June 3, 2014
An enhanced outreach campaign by the U.S. Food and Drug Administration (FDA) is helping teach young people (ages 9 to 13) to use the Nutrition Facts Label to make healthy food choices, a habit that will benefit them throughout their lives.
The campaign, titled “Read the Label,” is the next generation of the FDA’s “Spot the Block” campaign for ‘tweens,’ and for the first time includes an after-school component for educators in schools, summer camps, scout troops and community organizations.
The new component features a guide for afterschool and summer program leaders with activities to help kids understand the Nutrition Facts Label on food packages, and learn how to use that information to make healthy dietary choices. The new component recognizes that – like parents – educators can positively influence children with respect to nutrition.

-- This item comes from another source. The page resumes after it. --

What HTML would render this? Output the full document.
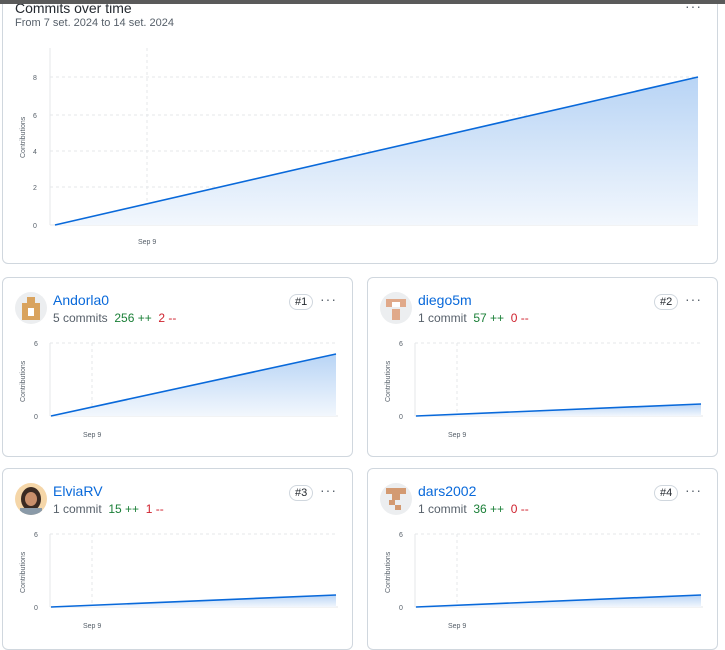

The comprehensive campaign also includes a wide assortment of downloadable, ready-to-use materials for community educators, families and kids.
Read the Label was originally launched (as FDA’s Spot the Block Tween Campaign) in 2007. Since then, it has expanded into a nationwide grassroots initiative through which kids, families and community outreach leaders unite with the goal of using the Nutrition Facts Label as their everyday tool for making smart food choices. It includes fun, easy tips and activities to help make label reading a key tool that today’s youth are equipped with to help achieve healthy childhood weight.